Task instructions:
Give all the lines below again, exactly, with no pictures.

Dataset excerpt:
* * *

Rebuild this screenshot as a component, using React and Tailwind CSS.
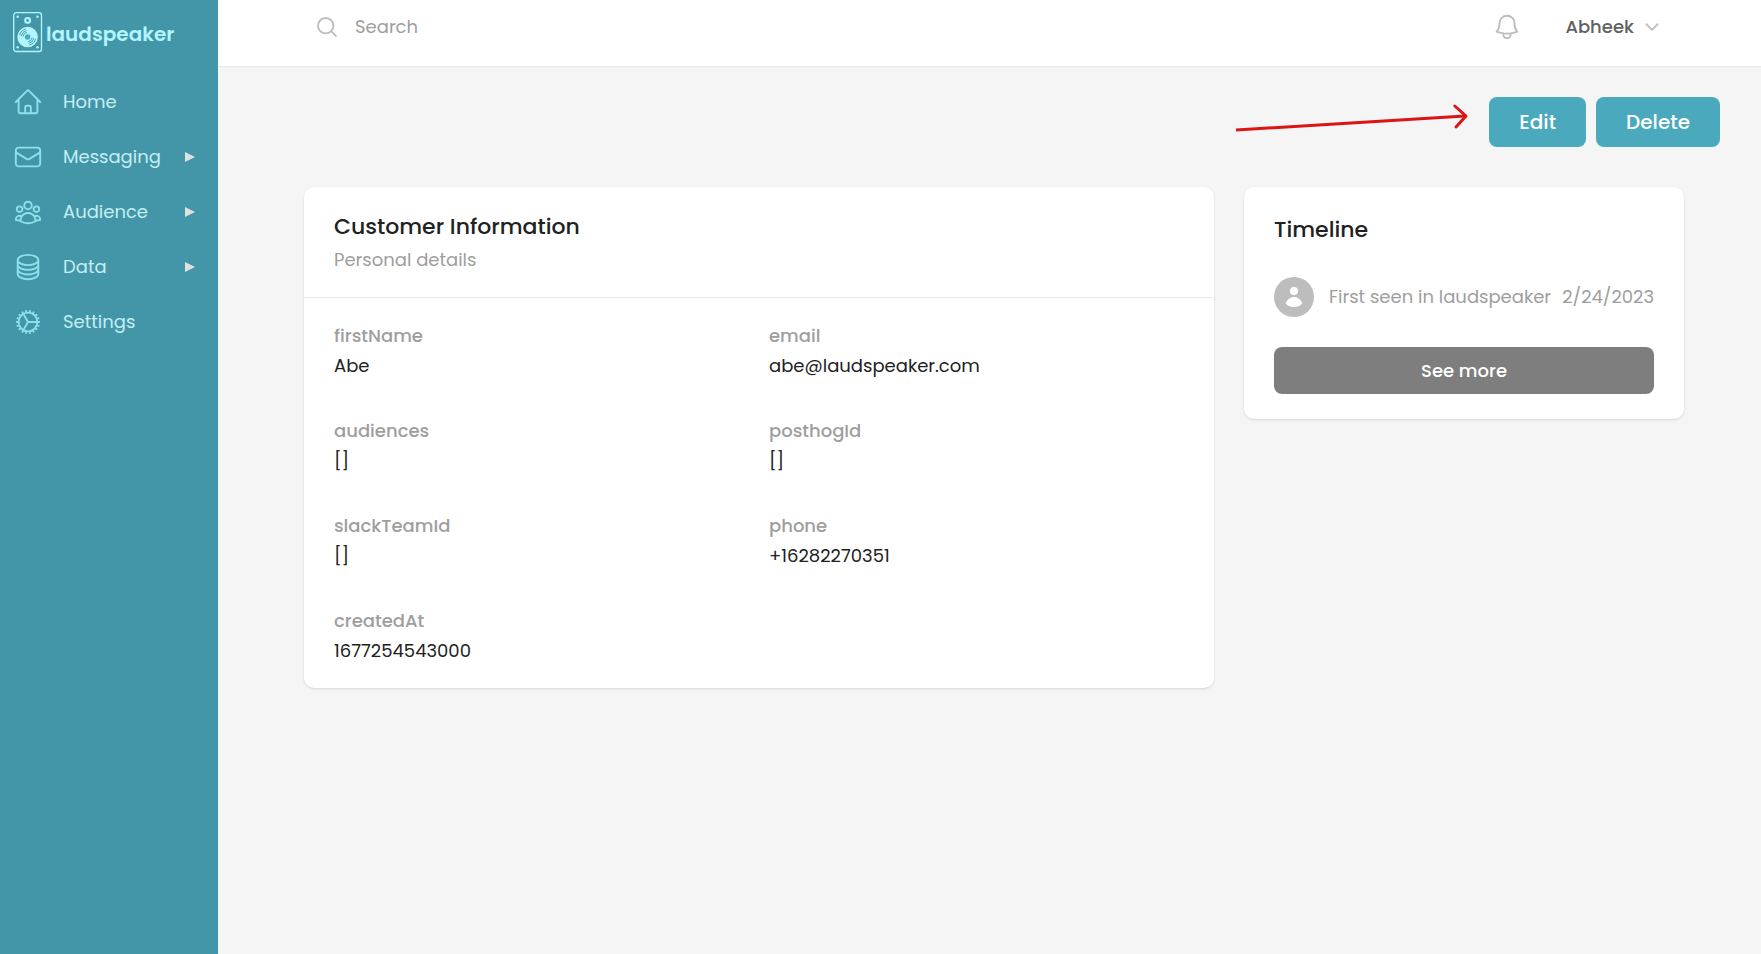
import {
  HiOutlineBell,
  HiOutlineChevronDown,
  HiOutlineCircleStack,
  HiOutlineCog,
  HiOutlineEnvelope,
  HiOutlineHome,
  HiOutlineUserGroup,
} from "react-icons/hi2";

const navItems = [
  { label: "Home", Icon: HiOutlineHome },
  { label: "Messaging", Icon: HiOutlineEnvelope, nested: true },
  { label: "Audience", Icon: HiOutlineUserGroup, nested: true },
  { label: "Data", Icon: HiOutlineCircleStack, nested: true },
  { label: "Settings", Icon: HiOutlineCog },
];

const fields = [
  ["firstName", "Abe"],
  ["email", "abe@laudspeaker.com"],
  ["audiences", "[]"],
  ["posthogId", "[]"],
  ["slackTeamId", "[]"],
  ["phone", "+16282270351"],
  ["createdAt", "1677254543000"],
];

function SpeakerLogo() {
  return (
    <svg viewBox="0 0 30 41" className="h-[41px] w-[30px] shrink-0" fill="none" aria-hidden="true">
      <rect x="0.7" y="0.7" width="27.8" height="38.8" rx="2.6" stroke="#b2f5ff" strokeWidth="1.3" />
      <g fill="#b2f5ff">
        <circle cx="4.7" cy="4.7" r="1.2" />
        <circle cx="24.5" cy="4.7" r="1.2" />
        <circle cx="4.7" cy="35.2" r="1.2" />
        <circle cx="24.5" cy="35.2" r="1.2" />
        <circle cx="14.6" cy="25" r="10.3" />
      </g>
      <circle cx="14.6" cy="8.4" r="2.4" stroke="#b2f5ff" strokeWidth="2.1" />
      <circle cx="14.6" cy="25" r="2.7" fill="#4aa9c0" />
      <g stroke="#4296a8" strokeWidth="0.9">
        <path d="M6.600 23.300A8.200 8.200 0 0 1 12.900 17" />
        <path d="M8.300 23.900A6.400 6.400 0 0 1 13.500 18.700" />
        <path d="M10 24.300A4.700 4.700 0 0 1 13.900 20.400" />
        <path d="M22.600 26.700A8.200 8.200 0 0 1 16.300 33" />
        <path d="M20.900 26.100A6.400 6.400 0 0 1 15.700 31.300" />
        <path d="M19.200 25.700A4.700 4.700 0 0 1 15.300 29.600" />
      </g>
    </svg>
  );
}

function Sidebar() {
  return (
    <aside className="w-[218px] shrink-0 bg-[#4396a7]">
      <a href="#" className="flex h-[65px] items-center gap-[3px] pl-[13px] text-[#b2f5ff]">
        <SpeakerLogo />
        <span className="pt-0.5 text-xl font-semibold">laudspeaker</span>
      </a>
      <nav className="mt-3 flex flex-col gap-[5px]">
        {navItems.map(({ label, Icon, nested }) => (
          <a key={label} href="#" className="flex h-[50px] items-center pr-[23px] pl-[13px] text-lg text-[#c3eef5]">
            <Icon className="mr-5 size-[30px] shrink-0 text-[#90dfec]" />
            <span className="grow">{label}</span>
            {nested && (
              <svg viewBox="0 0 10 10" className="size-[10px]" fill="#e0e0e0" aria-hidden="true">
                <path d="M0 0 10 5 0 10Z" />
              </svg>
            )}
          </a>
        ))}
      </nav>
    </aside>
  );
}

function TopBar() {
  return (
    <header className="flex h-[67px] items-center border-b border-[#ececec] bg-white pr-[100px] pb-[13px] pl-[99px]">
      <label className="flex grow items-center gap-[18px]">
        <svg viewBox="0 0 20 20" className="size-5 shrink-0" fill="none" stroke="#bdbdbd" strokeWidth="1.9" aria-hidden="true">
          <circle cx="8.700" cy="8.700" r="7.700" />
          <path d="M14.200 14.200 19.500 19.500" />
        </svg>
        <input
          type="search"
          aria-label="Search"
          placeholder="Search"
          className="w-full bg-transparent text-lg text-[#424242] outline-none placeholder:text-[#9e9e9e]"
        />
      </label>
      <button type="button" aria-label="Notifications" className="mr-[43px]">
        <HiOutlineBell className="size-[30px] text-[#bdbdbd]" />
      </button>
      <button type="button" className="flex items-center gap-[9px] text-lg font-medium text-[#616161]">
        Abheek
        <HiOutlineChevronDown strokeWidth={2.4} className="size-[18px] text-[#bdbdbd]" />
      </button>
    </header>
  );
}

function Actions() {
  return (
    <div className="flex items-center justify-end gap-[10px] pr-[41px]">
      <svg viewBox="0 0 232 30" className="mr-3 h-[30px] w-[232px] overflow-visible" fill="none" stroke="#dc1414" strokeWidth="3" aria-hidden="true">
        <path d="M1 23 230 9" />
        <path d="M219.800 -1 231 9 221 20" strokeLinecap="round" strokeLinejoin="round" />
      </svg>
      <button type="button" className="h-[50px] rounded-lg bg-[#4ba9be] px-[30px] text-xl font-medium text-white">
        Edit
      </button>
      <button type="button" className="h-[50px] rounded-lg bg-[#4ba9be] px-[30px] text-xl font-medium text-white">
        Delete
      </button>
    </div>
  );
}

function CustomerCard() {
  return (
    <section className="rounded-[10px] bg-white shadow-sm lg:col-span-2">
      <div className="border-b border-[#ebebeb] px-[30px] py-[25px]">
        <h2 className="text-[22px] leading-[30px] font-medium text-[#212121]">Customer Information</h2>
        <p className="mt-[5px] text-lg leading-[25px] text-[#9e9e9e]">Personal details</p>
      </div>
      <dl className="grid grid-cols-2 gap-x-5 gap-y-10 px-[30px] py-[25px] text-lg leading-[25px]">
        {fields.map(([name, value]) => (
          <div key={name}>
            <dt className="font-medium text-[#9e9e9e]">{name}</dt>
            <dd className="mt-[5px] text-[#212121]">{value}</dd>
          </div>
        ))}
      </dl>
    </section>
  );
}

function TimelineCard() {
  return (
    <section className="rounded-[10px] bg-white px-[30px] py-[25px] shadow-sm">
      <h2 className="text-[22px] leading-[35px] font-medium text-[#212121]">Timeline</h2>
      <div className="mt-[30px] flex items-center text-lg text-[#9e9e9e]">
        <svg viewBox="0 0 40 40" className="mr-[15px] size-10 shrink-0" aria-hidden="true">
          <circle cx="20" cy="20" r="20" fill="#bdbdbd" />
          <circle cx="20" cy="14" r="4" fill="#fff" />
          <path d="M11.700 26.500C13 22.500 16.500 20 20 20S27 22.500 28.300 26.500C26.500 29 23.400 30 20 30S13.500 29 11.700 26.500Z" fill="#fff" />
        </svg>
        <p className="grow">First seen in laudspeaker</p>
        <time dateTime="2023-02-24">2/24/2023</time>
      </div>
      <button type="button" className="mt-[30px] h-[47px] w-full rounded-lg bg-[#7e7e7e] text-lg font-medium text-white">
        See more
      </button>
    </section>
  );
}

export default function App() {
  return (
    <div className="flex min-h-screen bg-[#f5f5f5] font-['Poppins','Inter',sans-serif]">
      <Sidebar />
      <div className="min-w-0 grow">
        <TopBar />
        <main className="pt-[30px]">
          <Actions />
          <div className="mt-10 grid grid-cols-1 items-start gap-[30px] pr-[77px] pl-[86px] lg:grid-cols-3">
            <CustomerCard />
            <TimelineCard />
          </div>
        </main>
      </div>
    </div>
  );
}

* * *

Full solution:
Rebuild this screenshot as a component, using React and Tailwind CSS.
import {
  HiOutlineBell,
  HiOutlineChevronDown,
  HiOutlineCircleStack,
  HiOutlineCog,
  HiOutlineEnvelope,
  HiOutlineHome,
  HiOutlineUserGroup,
} from "react-icons/hi2";

const navItems = [
  { label: "Home", Icon: HiOutlineHome },
  { label: "Messaging", Icon: HiOutlineEnvelope, nested: true },
  { label: "Audience", Icon: HiOutlineUserGroup, nested: true },
  { label: "Data", Icon: HiOutlineCircleStack, nested: true },
  { label: "Settings", Icon: HiOutlineCog },
];

const fields = [
  ["firstName", "Abe"],
  ["email", "abe@laudspeaker.com"],
  ["audiences", "[]"],
  ["posthogId", "[]"],
  ["slackTeamId", "[]"],
  ["phone", "+16282270351"],
  ["createdAt", "1677254543000"],
];

function SpeakerLogo() {
  return (
    <svg viewBox="0 0 30 41" className="h-[41px] w-[30px] shrink-0" fill="none" aria-hidden="true">
      <rect x="0.7" y="0.7" width="27.8" height="38.8" rx="2.6" stroke="#b2f5ff" strokeWidth="1.3" />
      <g fill="#b2f5ff">
        <circle cx="4.7" cy="4.7" r="1.2" />
        <circle cx="24.5" cy="4.7" r="1.2" />
        <circle cx="4.7" cy="35.2" r="1.2" />
        <circle cx="24.5" cy="35.2" r="1.2" />
        <circle cx="14.6" cy="25" r="10.3" />
      </g>
      <circle cx="14.6" cy="8.4" r="2.4" stroke="#b2f5ff" strokeWidth="2.1" />
      <circle cx="14.6" cy="25" r="2.7" fill="#4aa9c0" />
      <g stroke="#4296a8" strokeWidth="0.9">
        <path d="M6.600 23.300A8.200 8.200 0 0 1 12.900 17" />
        <path d="M8.300 23.900A6.400 6.400 0 0 1 13.500 18.700" />
        <path d="M10 24.300A4.700 4.700 0 0 1 13.900 20.400" />
        <path d="M22.600 26.700A8.200 8.200 0 0 1 16.300 33" />
        <path d="M20.900 26.100A6.400 6.400 0 0 1 15.700 31.300" />
        <path d="M19.200 25.700A4.700 4.700 0 0 1 15.300 29.600" />
      </g>
    </svg>
  );
}

function Sidebar() {
  return (
    <aside className="w-[218px] shrink-0 bg-[#4396a7]">
      <a href="#" className="flex h-[65px] items-center gap-[3px] pl-[13px] text-[#b2f5ff]">
        <SpeakerLogo />
        <span className="pt-0.5 text-xl font-semibold">laudspeaker</span>
      </a>
      <nav className="mt-3 flex flex-col gap-[5px]">
        {navItems.map(({ label, Icon, nested }) => (
          <a key={label} href="#" className="flex h-[50px] items-center pr-[23px] pl-[13px] text-lg text-[#c3eef5]">
            <Icon className="mr-5 size-[30px] shrink-0 text-[#90dfec]" />
            <span className="grow">{label}</span>
            {nested && (
              <svg viewBox="0 0 10 10" className="size-[10px]" fill="#e0e0e0" aria-hidden="true">
                <path d="M0 0 10 5 0 10Z" />
              </svg>
            )}
          </a>
        ))}
      </nav>
    </aside>
  );
}

function TopBar() {
  return (
    <header className="flex h-[67px] items-center border-b border-[#ececec] bg-white pr-[100px] pb-[13px] pl-[99px]">
      <label className="flex grow items-center gap-[18px]">
        <svg viewBox="0 0 20 20" className="size-5 shrink-0" fill="none" stroke="#bdbdbd" strokeWidth="1.9" aria-hidden="true">
          <circle cx="8.700" cy="8.700" r="7.700" />
          <path d="M14.200 14.200 19.500 19.500" />
        </svg>
        <input
          type="search"
          aria-label="Search"
          placeholder="Search"
          className="w-full bg-transparent text-lg text-[#424242] outline-none placeholder:text-[#9e9e9e]"
        />
      </label>
      <button type="button" aria-label="Notifications" className="mr-[43px]">
        <HiOutlineBell className="size-[30px] text-[#bdbdbd]" />
      </button>
      <button type="button" className="flex items-center gap-[9px] text-lg font-medium text-[#616161]">
        Abheek
        <HiOutlineChevronDown strokeWidth={2.4} className="size-[18px] text-[#bdbdbd]" />
      </button>
    </header>
  );
}

function Actions() {
  return (
    <div className="flex items-center justify-end gap-[10px] pr-[41px]">
      <svg viewBox="0 0 232 30" className="mr-3 h-[30px] w-[232px] overflow-visible" fill="none" stroke="#dc1414" strokeWidth="3" aria-hidden="true">
        <path d="M1 23 230 9" />
        <path d="M219.800 -1 231 9 221 20" strokeLinecap="round" strokeLinejoin="round" />
      </svg>
      <button type="button" className="h-[50px] rounded-lg bg-[#4ba9be] px-[30px] text-xl font-medium text-white">
        Edit
      </button>
      <button type="button" className="h-[50px] rounded-lg bg-[#4ba9be] px-[30px] text-xl font-medium text-white">
        Delete
      </button>
    </div>
  );
}

function CustomerCard() {
  return (
    <section className="rounded-[10px] bg-white shadow-sm lg:col-span-2">
      <div className="border-b border-[#ebebeb] px-[30px] py-[25px]">
        <h2 className="text-[22px] leading-[30px] font-medium text-[#212121]">Customer Information</h2>
        <p className="mt-[5px] text-lg leading-[25px] text-[#9e9e9e]">Personal details</p>
      </div>
      <dl className="grid grid-cols-2 gap-x-5 gap-y-10 px-[30px] py-[25px] text-lg leading-[25px]">
        {fields.map(([name, value]) => (
          <div key={name}>
            <dt className="font-medium text-[#9e9e9e]">{name}</dt>
            <dd className="mt-[5px] text-[#212121]">{value}</dd>
          </div>
        ))}
      </dl>
    </section>
  );
}

function TimelineCard() {
  return (
    <section className="rounded-[10px] bg-white px-[30px] py-[25px] shadow-sm">
      <h2 className="text-[22px] leading-[35px] font-medium text-[#212121]">Timeline</h2>
      <div className="mt-[30px] flex items-center text-lg text-[#9e9e9e]">
        <svg viewBox="0 0 40 40" className="mr-[15px] size-10 shrink-0" aria-hidden="true">
          <circle cx="20" cy="20" r="20" fill="#bdbdbd" />
          <circle cx="20" cy="14" r="4" fill="#fff" />
          <path d="M11.700 26.500C13 22.500 16.500 20 20 20S27 22.500 28.300 26.500C26.500 29 23.400 30 20 30S13.500 29 11.700 26.500Z" fill="#fff" />
        </svg>
        <p className="grow">First seen in laudspeaker</p>
        <time dateTime="2023-02-24">2/24/2023</time>
      </div>
      <button type="button" className="mt-[30px] h-[47px] w-full rounded-lg bg-[#7e7e7e] text-lg font-medium text-white">
        See more
      </button>
    </section>
  );
}

export default function App() {
  return (
    <div className="flex min-h-screen bg-[#f5f5f5] font-['Poppins','Inter',sans-serif]">
      <Sidebar />
      <div className="min-w-0 grow">
        <TopBar />
        <main className="pt-[30px]">
          <Actions />
          <div className="mt-10 grid grid-cols-1 items-start gap-[30px] pr-[77px] pl-[86px] lg:grid-cols-3">
            <CustomerCard />
            <TimelineCard />
          </div>
        </main>
      </div>
    </div>
  );
}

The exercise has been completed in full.